Ted Folkman flags a recent case from the D.C. Circuit (which isn’t binding on the court the DNC case is in, but which could be persuasive) that involved hacking allegations and held the defendant government was entitled to sovereign immunity unless the entire tort was committed in the United States. I agree with Ted that such an analysis would likely doom the DNC’s claims against Russia, and I agree with Ted that this sort of analysis isn’t compelled by the text of the FSIA statute or by Supreme Court precedent. There are many important issues of legal and foreign policy raised by the DNC’s complaint against Russia, but, even if the claims should be dismissed against Russia, that doesn’t necessarily mean they should be dismissed by way of an unduly narrow interpretation of FSIA. I’ll discuss those non-FSIA issues in the next post.

IV. Does The DNC Allege A “Plausible” Link Between The Hacking And The Trump Campaign?

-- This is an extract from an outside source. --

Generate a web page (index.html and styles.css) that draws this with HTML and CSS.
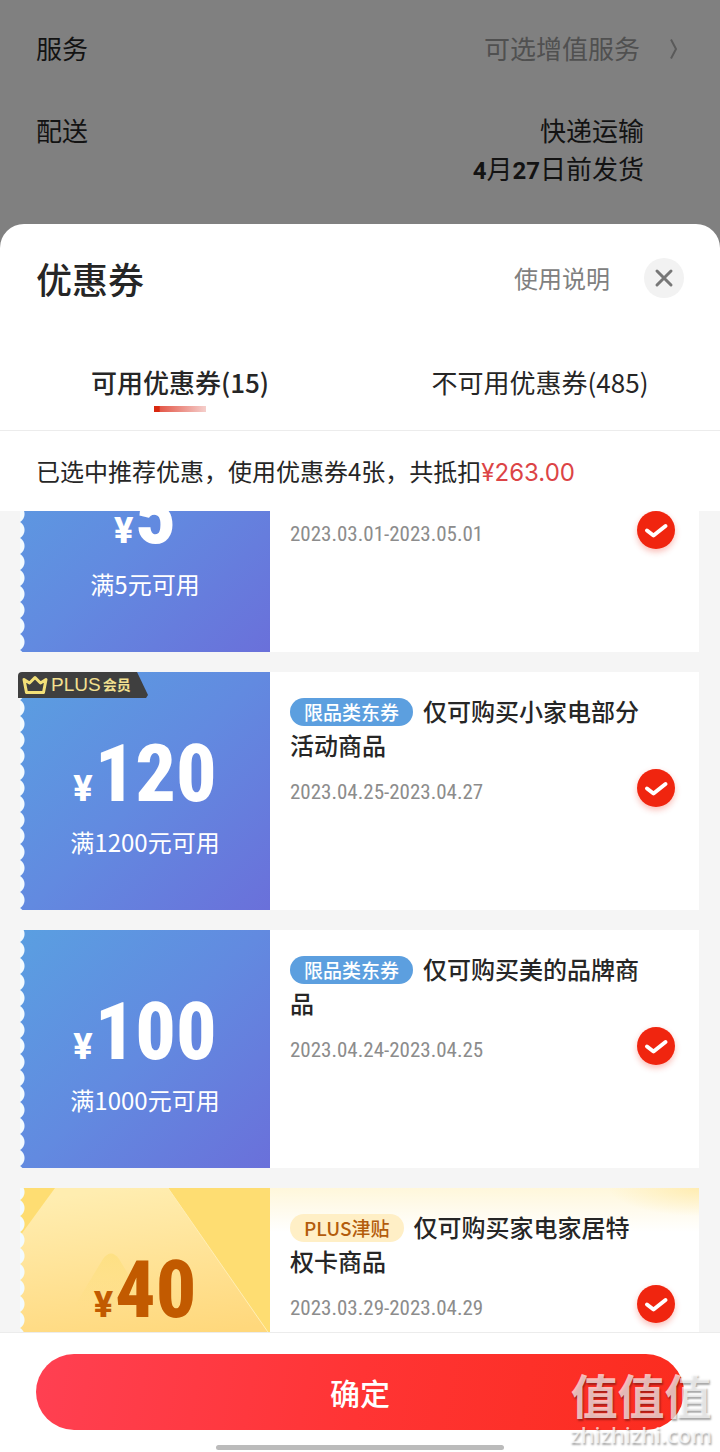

Among the worst words in current legal jargon is “Twiqbal,” a bad portmanteau of the names Twombly and Iqbal, both Supreme Court cases about the level of factual detail required by a plaintiff for their lawsuit to survive a motion to dismiss.

Discussions about pleading standards are like quicksand, and it’s easy to get lost in them. So instead I’m going to quote the Second Circuit (the appellate court that oversees, among others, the Southern District of New York where this case was filed):

To survive a motion to dismiss, a complaint must contain sufficient factual matter, accepted as true, to state a claim to relief that is plausible on its face. We must accept as true all of the allegations contained in a complaint, though threadbare recitals of the elements of a cause of action, supported by mere conclusory statements, do not suffice. Though we are confined to the allegations contained within the four corners of the complaint, we may also consider any documents attached to the complaint as an exhibit or incorporated in it by reference.

Carlin v. Davidson Fink LLP, 852 F. 3d 207, 212 (2d Cir., 2017)(quotations and citations omitted).

It would be neither worth my time nor your time for me to go through the “plausibility” of each claim as to each defendant — although that’s exactly what the parties and the court will do when a motion to dismiss is filed. So this is more a general overview.

You may have noticed the DNC’s complaint references a lot of documents, with 107 endnotes. It is not typical to have “endnotes” in a Complaint. But a couple of those endnotes deserve special mention:

These aren’t minor details, nor are they matters that can be easily swept aside. In general, I think it is quite “plausible” to allege that Russia was involved in the hack on the DNC and that various members of the Trump Organization had contemporaneous contacts with agents of the Russian government.

But does the DNC “plausibly” link the Trump Organization’s contacts to the hacking itself? In many ways, the question is a political Rorschach test, and odds are good you have already reached your own conclusions. Similar questions could be asked of Wikileaks: there seems ample evidence of Wikileaks communicating and perhaps coordinating with Trump Campaign members, but there’s no smoking gun showing Wikileaks having prior knowledge of the hacking or coordinating with Russia’s GRU. How much do we have to infer for that “conspiracy” to be “plausible?” Is it too much of a leap?